Immer häufiger erreichen die Beratungsstellen auch Notrufe - meist per E-Mail - von Bundesbürgern, die fern der Heimat mittel- und chancenlos geworden sind. Längst nicht immer erhalten Hilfesuchende in ihren Konsulaten Unterstützung, so das Raphaels-Werk. Meist werden sie angewiesen, sich zunächst in der eigenen Familie oder dem Bekanntenkreis Geld etwa für ein Flugticket zu besorgen. Leistet ein Konsulat doch Hilfe, wird diese fast immer als Darlehen gewährt. Auf die Gepflogenheiten der verschiedenen Länder geht Simone Maaßen-Krupke, Referatsleiterin im Auswärtigen Amt, in ihrem Vortrag "Rückkehr nach Deutschland: Nothilfe für Deutsche im Ausland" ein.

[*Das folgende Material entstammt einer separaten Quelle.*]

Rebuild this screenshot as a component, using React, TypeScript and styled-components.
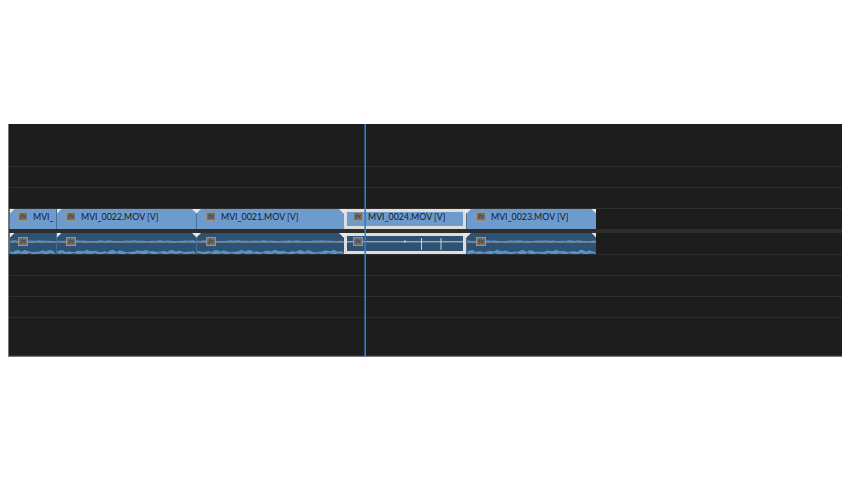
import React from 'react';
import styled, { createGlobalStyle } from 'styled-components';

const GlobalStyle = createGlobalStyle`
  html, body {
    margin: 0;
    padding: 0;
    background: #fff;
    font-family: "Liberation Sans", Arial, sans-serif;
  }
`;

const Page = styled.div`
  width: 850px;
  height: 480px;
  padding: 124px 8px 0;
  box-sizing: border-box;
`;

const Timeline = styled.div`
  position: relative;
  width: 834px;
  height: 232px;
  box-sizing: border-box;
  background: #1d1d1d;
  border-left: 1px solid #777;
  display: flex;
  flex-direction: column;
`;

const Track = styled.div<{ $h: number }>`
  height: ${(p) => p.$h}px;
  flex: none;
  box-sizing: border-box;
  border-bottom: 1px solid #2e2e2e;
  display: flex;
`;

const VideoTrack = styled(Track)`
  border-bottom: none;
`;

const Divider = styled.div`
  height: 4px;
  flex: none;
  background: #2d2d2d;
`;

const Clip = styled.div<{ $w: number; $selected?: boolean }>`
  position: relative;
  width: ${(p) => p.$w}px;
  flex: none;
  box-sizing: border-box;
  display: flex;
  align-items: flex-start;
  border-left: 1px solid #4a6f96;
  padding-left: ${(p) => (p.$selected ? 6 : 9)}px;
  ${(p) => p.$selected && 'border: 3px solid #e0dedb;'}

  &:first-child {
    padding-left: 8px;
  }
`;

const VideoClip = styled(Clip)`
  background: #6e9bce;
  gap: 5px;
  height: 20px;
  padding-top: ${(p) => (p.$selected ? 0 : 3)}px;
`;

const AudioClip = styled(Clip)`
  background: #2f5273;
  height: 21px;
  padding-top: ${(p) => (p.$selected ? 1 : 4)}px;
`;

const Label = styled.span`
  font-family: Lato, "Liberation Sans", sans-serif;
  font-size: 8.8px;
  line-height: 9px;
  color: #0e1a28;
  white-space: nowrap;
`;

const FxBadge = styled.span`
  position: relative;
  z-index: 2;
  flex: none;
  box-sizing: border-box;
  width: 10px;
  height: 9px;
  background: #6f6f6f;
  border: 1px solid #949494;
  color: #2e2e2e;
  font-family: "Liberation Serif", serif;
  font-size: 7px;
  font-style: italic;
  line-height: 7px;
  text-align: center;
  overflow: hidden;
`;

const Notch = styled.svg<{ $side: 'left' | 'right' | 'center'; $selected?: boolean }>`
  position: absolute;
  top: ${(p) => (p.$selected ? -3 : 0)}px;
  z-index: 3;
  ${(p) =>
    p.$side === 'left'
      ? 'left: 0;'
      : p.$side === 'right'
        ? 'right: 0;'
        : `left: ${p.$selected ? -8 : -5}px;`}
`;

const Wave = styled.svg`
  position: absolute;
  left: 0;
  top: 0;
  width: 100%;
  height: 100%;
`;

const Playhead = styled.div`
  position: absolute;
  left: 356px;
  top: 0;
  bottom: 0;
  width: 1px;
  background: #2f7bd6;
  box-shadow: -1px 0 0 rgba(47, 123, 214, 0.6);
  z-index: 5;
`;

const BottomEdge = styled.div`
  position: absolute;
  left: -1px;
  right: 0;
  bottom: -1px;
  height: 1px;
  background: #7c7c7c;
`;

const clips = [
  { name: 'MVI_', width: 47 },
  { name: 'MVI_0022.MOV [V]', width: 140 },
  { name: 'MVI_0021.MOV [V]', width: 148 },
  { name: 'MVI_0024.MOV [V]', width: 122, selected: true },
  { name: 'MVI_0023.MOV [V]', width: 130 },
];

const wavePath = (width: number, base: number, seed: number, amp: number) => {
  let d = `M0 ${base}`;
  for (let x = 0; x <= width; x += 3) {
    const up = 0.4 + Math.abs(Math.sin(x * 0.37 + seed) * Math.cos(x * 0.11 + seed)) * amp;
    d += ` L${x} ${(base - up).toFixed(1)}`;
  }
  for (let x = width; x >= 0; x -= 3) {
    const down = 0.4 + Math.abs(Math.cos(x * 0.29 + seed)) * amp * 0.6;
    d += ` L${x} ${(base + down).toFixed(1)}`;
  }
  return `${d} Z`;
};

const Triangle = ({ side, selected }: { side: 'left' | 'right' | 'center'; selected?: boolean }) => {
  if (side === 'left') {
    return (
      <Notch $side="left" width="5" height="5" viewBox="0 0 5 5">
        <path d="M0 0H4.5L0 4.5Z" fill="#e8e8e8" />
      </Notch>
    );
  }
  if (side === 'right') {
    return (
      <Notch $side="right" width="5" height="5" viewBox="0 0 5 5">
        <path d="M0.5 0H5V4.5Z" fill="#e8e8e8" />
      </Notch>
    );
  }
  return (
    <Notch $side="center" $selected={selected} width="9" height="5" viewBox="0 0 9 5">
      <path d="M0 0H9L4.5 4.5Z" fill="#e8e8e8" />
    </Notch>
  );
};

const Marks = ({ index, selected }: { index: number; selected?: boolean }) => (
  <>
    {index < 2 && <Triangle side="left" />}
    {index >= 2 && <Triangle side="center" selected={selected} />}
    {index === 4 && <Triangle side="right" />}
  </>
);

const App = () => (
  <Page>
    <GlobalStyle />
    <Timeline>
      <Track $h={43} />
      <Track $h={21} />
      <Track $h={21} />
      <VideoTrack $h={20}>
        {clips.map((c, i) => (
          <VideoClip key={c.name} $w={c.width} $selected={c.selected}>
            <Marks index={i} selected={c.selected} />
            <FxBadge>fx</FxBadge>
            <Label>{c.name}</Label>
          </VideoClip>
        ))}
      </VideoTrack>
      <Divider />
      <Track $h={22}>
        {clips.map((c, i) => (
          <AudioClip key={c.name} $w={c.width} $selected={c.selected}>
            {c.selected ? (
              <Wave viewBox={`0 0 ${c.width - 6} 15`} preserveAspectRatio="none">
                <rect x="0" y="5" width={c.width - 6} height="1.4" fill="#a0a8ae" />
                <path d="M58 4V7M74.5 2V14M94 2V14" stroke="#c8d2dc" strokeWidth="1" />
              </Wave>
            ) : (
              <Wave viewBox={`0 0 ${c.width} 21`} preserveAspectRatio="none">
                <path d={wavePath(c.width, 8.5, i, 1.4)} fill="#5f97cf" opacity="0.6" />
                <rect x="0" y="8.5" width={c.width} height="1" fill="#8d9aa6" />
                <path d={wavePath(c.width, 19.5, i + 2, 2.4)} fill="#5f9fd8" opacity="0.85" />
              </Wave>
            )}
            <Marks index={i} selected={c.selected} />
            <FxBadge>fx</FxBadge>
          </AudioClip>
        ))}
      </Track>
      <Track $h={21} />
      <Track $h={21} />
      <Track $h={21} />
      <Track $h={38} />
      <Playhead />
      <BottomEdge />
    </Timeline>
  </Page>
);

export default App;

Nicht alle Zelte abbrechen

Ein weiterer Schwerpunkt der Tagung ist die bevorstehende Novellierung des Auswandererschutzgesetzes, über die Wolfgang Meincke, Referatsleiter im Bundesfamilienministerium, berichten wird. Im Kern geht es in dem Gesetz von 1975 um zwei Punkte: Die Beratung von Auswanderern ist in Deutschland genehmigungspflichtig und unterliegt einem Werbeverbot - in Zeiten des Internet beobachtet das Bundesverwaltungsamt aber auf diesem Gebiet viele "schwarze Schafe". Was genau die Novellierung bringen wird, ist laut Raphaels-Werk noch unklar.



Grundsätzlich empfiehlt die Organisation allen Auswanderungswilligen, nicht alle Zelte in Deutschland komplett abzubrechen, sondern für eine mögliche Rückkehr vorzusorgen - ob in Form von Anwartschaften bei einer Krankenversicherung oder der ganz banalen Fortsetzung persönlicher Kontakte. Denn nicht selten, so der Caritas-Fachverband, der 2011 über 10.000 Beratungen durchführe, stehen die Menschen nach dem Abenteuer Ausland mit leeren Händen vor einer Rückkehr nach Deutschland. Ein vermeidbares persönliches Fiasko - und eine Belastung für das Sozialsystem.